| PROVIDED MATERIAL |

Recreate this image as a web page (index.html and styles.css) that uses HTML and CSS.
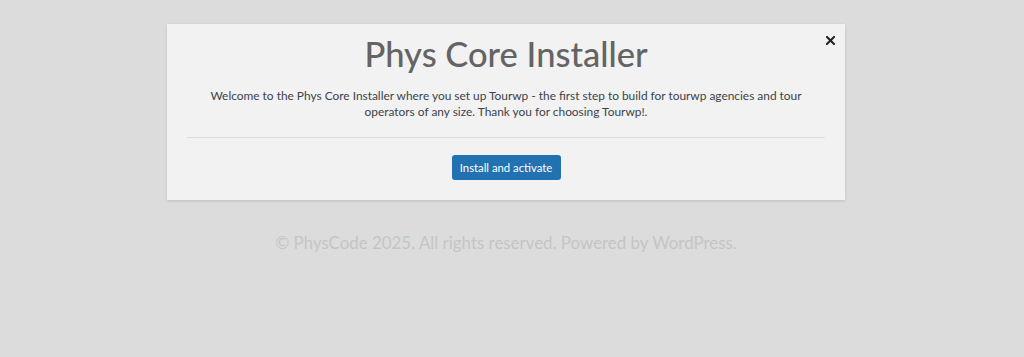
FILE: index.html
```html
<!DOCTYPE html>
<html lang="en">
<head>
<meta charset="utf-8">
<title>Phys Core Installer</title>
<link rel="stylesheet" href="styles.css">
</head>
<body>
<div class="page">
  <div class="card">
    <button class="close" aria-label="Close">
      <svg width="9" height="9" viewBox="0 0 9 9"><path d="M1 1L8 8M8 1L1 8" stroke="#1d2327" stroke-width="2" stroke-linecap="square"/></svg>
    </button>
    <h1 class="title">Phys Core Installer</h1>
    <p class="intro">Welcome to the Phys Core Installer where you set up Tourwp - the first step to build for tourwp agencies and tour operators of any size. Thank you for choosing Tourwp!.</p>
    <hr class="divider">
    <div class="actions">
      <button class="btn-primary">Install and activate</button>
    </div>
  </div>
  <p class="footer">© PhysCode 2025. All rights reserved. Powered by WordPress.</p>
</div>
</body>
</html>
```

FILE: styles.css
```css
html, body {
  margin: 0;
  padding: 0;
  background: #dcdcdc;
  font-family: Lato, "Liberation Sans", sans-serif;
}
.page {
  width: 1012px;
  padding-top: 24px;
  display: flex;
  flex-direction: column;
  align-items: center;
}
.card {
  position: relative;
  width: 678px;
  box-sizing: border-box;
  background: #f2f2f2;
  box-shadow: 0 1px 3px rgba(0,0,0,0.13);
  padding: 10px 20px 20px;
  text-align: center;
}
.close {
  position: absolute;
  top: 6px;
  right: 5px;
  width: 20px;
  height: 20px;
  border: 0;
  background: transparent;
  padding: 0;
  display: flex;
  align-items: center;
  justify-content: center;
  cursor: pointer;
}
.title {
  margin: 0;
  font-size: 34.5px;
  line-height: 40px;
  font-weight: 500;
  color: #646464;
}
.intro {
  margin: 14px 0 0;
  font-size: 11.9px;
  line-height: 16px;
  color: #3c434a;
}
.divider {
  margin: 17px 0 0;
  border: 0;
  border-top: 1px solid #dcdcde;
}
.actions {
  margin-top: 17px;
  display: flex;
  justify-content: center;
}
.btn-primary {
  height: 25px;
  width: 109px;
  padding: 0;
  border: 0;
  border-radius: 3px;
  background: #2271b1;
  color: #fff;
  font-family: inherit;
  font-size: 11.3px;
}
.footer {
  margin: 33px 0 0;
  font-size: 16.9px;
  line-height: 20px;
  color: #c5c5c5;
}
```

| EXERCISE TASK |
Reproduce the listing word for word and omit its pictures.

| FINAL RESULT |
Recreate this image as a web page (index.html and styles.css) that uses HTML and CSS.
FILE: index.html
```html
<!DOCTYPE html>
<html lang="en">
<head>
<meta charset="utf-8">
<title>Phys Core Installer</title>
<link rel="stylesheet" href="styles.css">
</head>
<body>
<div class="page">
  <div class="card">
    <button class="close" aria-label="Close">
      <svg width="9" height="9" viewBox="0 0 9 9"><path d="M1 1L8 8M8 1L1 8" stroke="#1d2327" stroke-width="2" stroke-linecap="square"/></svg>
    </button>
    <h1 class="title">Phys Core Installer</h1>
    <p class="intro">Welcome to the Phys Core Installer where you set up Tourwp - the first step to build for tourwp agencies and tour operators of any size. Thank you for choosing Tourwp!.</p>
    <hr class="divider">
    <div class="actions">
      <button class="btn-primary">Install and activate</button>
    </div>
  </div>
  <p class="footer">© PhysCode 2025. All rights reserved. Powered by WordPress.</p>
</div>
</body>
</html>
```

FILE: styles.css
```css
html, body {
  margin: 0;
  padding: 0;
  background: #dcdcdc;
  font-family: Lato, "Liberation Sans", sans-serif;
}
.page {
  width: 1012px;
  padding-top: 24px;
  display: flex;
  flex-direction: column;
  align-items: center;
}
.card {
  position: relative;
  width: 678px;
  box-sizing: border-box;
  background: #f2f2f2;
  box-shadow: 0 1px 3px rgba(0,0,0,0.13);
  padding: 10px 20px 20px;
  text-align: center;
}
.close {
  position: absolute;
  top: 6px;
  right: 5px;
  width: 20px;
  height: 20px;
  border: 0;
  background: transparent;
  padding: 0;
  display: flex;
  align-items: center;
  justify-content: center;
  cursor: pointer;
}
.title {
  margin: 0;
  font-size: 34.5px;
  line-height: 40px;
  font-weight: 500;
  color: #646464;
}
.intro {
  margin: 14px 0 0;
  font-size: 11.9px;
  line-height: 16px;
  color: #3c434a;
}
.divider {
  margin: 17px 0 0;
  border: 0;
  border-top: 1px solid #dcdcde;
}
.actions {
  margin-top: 17px;
  display: flex;
  justify-content: center;
}
.btn-primary {
  height: 25px;
  width: 109px;
  padding: 0;
  border: 0;
  border-radius: 3px;
  background: #2271b1;
  color: #fff;
  font-family: inherit;
  font-size: 11.3px;
}
.footer {
  margin: 33px 0 0;
  font-size: 16.9px;
  line-height: 20px;
  color: #c5c5c5;
}
```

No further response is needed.